Eventually, I would help photograph all the storyboard drawings and hand the footage to the newly-hired editor, who would take the recorded dialogue, songs, and soundtrack and paste it all together into a viewable product. I remember watching the movie for the first time, shot after shot, drawing after drawing, with no movement at all -save for a 5 second bit of animation- and thinking how strange it all was, this finished but motionless picture, that garnered applause at its close. The film went into full production after that, and all the animators were brought in to give some real life to the thing. As each bit of movement was finished and then painted, the editor would cut it into the assemblage. The film would be shown every few weeks, and you could see it come to life -from the original static, chalky sketches to a vibrant pastiche of color, hue, and energy.

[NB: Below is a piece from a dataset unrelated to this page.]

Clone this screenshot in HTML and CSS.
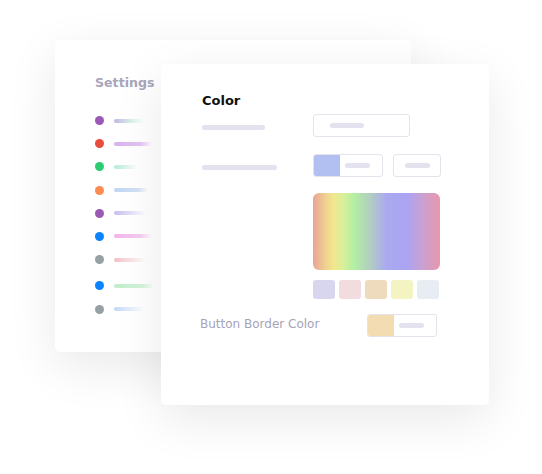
FILE: index.html
```html
<!DOCTYPE html>
<html>
<head>
<meta charset="utf-8">
<link rel="stylesheet" href="styles.css">
</head>
<body>
<div class="desk">
  <div class="card back">
    <div class="title">Settings</div>
    <ul class="menu">
      <li><span class="dot c-purple"></span><span class="bar b1"></span></li>
      <li><span class="dot c-red"></span><span class="bar b2"></span></li>
      <li><span class="dot c-green"></span><span class="bar b3"></span></li>
      <li><span class="dot c-orange"></span><span class="bar b4"></span></li>
      <li><span class="dot c-purple"></span><span class="bar b5"></span></li>
      <li><span class="dot c-blue"></span><span class="bar b6"></span></li>
      <li><span class="dot c-gray"></span><span class="bar b7"></span></li>
      <li class="gap"><span class="dot c-blue"></span><span class="bar b8"></span></li>
      <li><span class="dot c-gray"></span><span class="bar b9"></span></li>
    </ul>
  </div>
  <div class="card front">
    <div class="heading">Color</div>
    <div class="row r1">
      <span class="ph ph-a"></span>
      <div class="box wide"><span class="ph ph-in"></span></div>
    </div>
    <div class="row r2">
      <span class="ph ph-b"></span>
      <div class="controls">
        <div class="box split"><span class="sw sw-blue"></span><span class="ph ph-in2"></span></div>
        <div class="box small"><span class="ph ph-in2"></span></div>
      </div>
    </div>
    <div class="picker">
      <div class="spectrum"></div>
      <div class="swatches">
        <span class="swatch s1"></span>
        <span class="swatch s2"></span>
        <span class="swatch s3"></span>
        <span class="swatch s4"></span>
        <span class="swatch s5"></span>
      </div>
    </div>
    <div class="row r3">
      <span class="label">Button Border Color</span>
      <div class="box split"><span class="sw sw-sand"></span><span class="ph ph-in2"></span></div>
    </div>
  </div>
</div>
</body>
</html>
```
FILE: styles.css
```css
* { box-sizing: border-box; }
html, body { margin: 0; padding: 0; background: #fff; }
body { font-family: "DejaVu Sans", sans-serif; width: 542px; height: 474px; overflow: hidden; }
.desk { position: relative; width: 542px; height: 474px; }
.card {
  position: absolute;
  background: #fff;
  border-radius: 5px;
  box-shadow: 0 14px 50px rgba(0,0,0,0.09);
}
.back { left: 55px; top: 40px; width: 356px; height: 312px; padding: 35px 0 0 40px; }
.front { left: 161px; top: 64px; width: 328px; height: 341px; padding: 29px 0 0 41px; }

.title { font-size: 12.6px; font-weight: bold; color: #a8a6bb; letter-spacing: 0; line-height: 16px; }
.menu { list-style: none; margin: 25px 0 0; padding: 0; display: flex; flex-direction: column; gap: 14.2px; }
.menu li { display: flex; align-items: center; height: 9px; }
.menu li.gap { margin-top: 3px; }
.dot { width: 9px; height: 9px; border-radius: 50%; flex: none; }
.bar { margin-left: 10px; width: 40px; height: 4px; border-radius: 2px; }
.c-purple { background: #9b59b6; }
.c-red { background: #e74c3c; }
.c-green { background: #2ecc71; }
.c-orange { background: #fd8a4f; }
.c-blue { background: #0a84ff; }
.c-gray { background: #95a1a4; }
.b1 { background: linear-gradient(to right, #c1b6e6, #d8f4ea 60%, rgba(255,255,255,0)); width: 30px; }
.b2 { background: linear-gradient(to right, #d8b0ef, #e2c6f3 70%, rgba(255,255,255,0)); width: 38px; }
.b3 { background: linear-gradient(to right, #b6ead8, rgba(214,245,234,0)); width: 24px; }
.b4 { background: linear-gradient(to right, #c1d4f4, #d2e1f6 70%, rgba(255,255,255,0)); width: 34px; }
.b5 { background: linear-gradient(to right, #c5bdef, rgba(214,208,245,0)); width: 32px; }
.b6 { background: linear-gradient(to right, #f0b4ec, #f5cdf2 70%, rgba(255,255,255,0)); width: 38px; }
.b7 { background: linear-gradient(to right, #f1c0c4, rgba(245,210,212,0)); width: 32px; }
.b8 { background: linear-gradient(to right, #bfeec9, #d3f3da 70%, rgba(255,255,255,0)); width: 40px; }
.b9 { background: linear-gradient(to right, #c4d7f6, rgba(214,228,248,0)); width: 30px; }

.heading { font-size: 13px; font-weight: bold; color: #111; line-height: 16px; }
.row { display: grid; grid-template-columns: 111px auto; align-items: center; }
.r1 { margin-top: 5px; }
.r2 { margin-top: 17px; }
.r3 { margin-top: 15px; grid-template-columns: 165px auto; }
.ph { display: block; height: 5px; border-radius: 3px; background: #e3e2ee; }
.ph-a { width: 63px; margin-top: 4px; }
.ph-b { width: 75px; margin-top: 4px; }
.box {
  height: 23px;
  border: 1px solid #e4e3eb;
  border-radius: 3px;
  display: flex;
  align-items: center;
  overflow: hidden;
  background: #fff;
}
.wide { width: 97px; padding-left: 16px; }
.ph-in { width: 34px; }
.controls { display: flex; gap: 10px; }
.split { width: 70px; }
.small { width: 48px; justify-content: center; }
.ph-in2 { width: 25px; margin-left: 5px; }
.small .ph-in2 { margin-left: 0; }
.sw { width: 26px; height: 100%; flex: none; }
.sw-blue { background: #b2c0f1; }
.sw-sand { background: #f3dcb1; }
.picker { margin-left: 111px; margin-top: 16px; width: 127px; }
.spectrum {
  height: 77px;
  border-radius: 6px;
  background: linear-gradient(to right,
    #e9a397 0%, #efd28f 10%, #f2e78e 16%, #d9ef99 24%, #b3f0a2 32%,
    #b2d0be 44%, #aaa9f0 58%, #aba4f3 74%, #c9a0d2 86%, #e898aa 100%);
}
.swatches { display: flex; gap: 4px; margin-top: 10px; }
.swatch { width: 22px; height: 19px; border-radius: 3px; }
.s1 { background: #d8d5ee; }
.s2 { background: #f2dcdd; }
.s3 { background: #eedbbe; }
.s4 { background: #f4f3c2; }
.s5 { background: #e7edf3; }
.label { font-size: 12px; color: #a5a3b7; margin-left: -2px; margin-top: -4px; letter-spacing: 0; }
```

And I became suddenly bored with it all. This wondrous golem that I’d been a part of since its inception was now a buzzing production workhorse, a papered assembly line. We’d moved off the dreamy studio lot and out to a grey, low-rise warehouse in Burbank, with a secured entrance and a labyrinth of cubicles. There were hundreds of artists, all demanding copies and errands. I couldn’t connect with more than a few of them, and the creative guys I’d worked with had moved on to other projects. Once the jokes were down on paper, everything was handed to the people who could really draw; illustrators, background artists, animators. This was animation. Though interesting in and of itself, it was a long, slow, boring process. The movie was coming to life, but my passion for being there was all but depleted when the story was down. The other assistants I had trained into the crew (there were several of us now) all seemed to resent the fact that I was 20 years old and a college dropout, where some of them had put their due time in at film school (and few at USC, no less!)

I found myself utterly bored at a dream job. 20 years old, and ready to retire from Disney. Lost, again.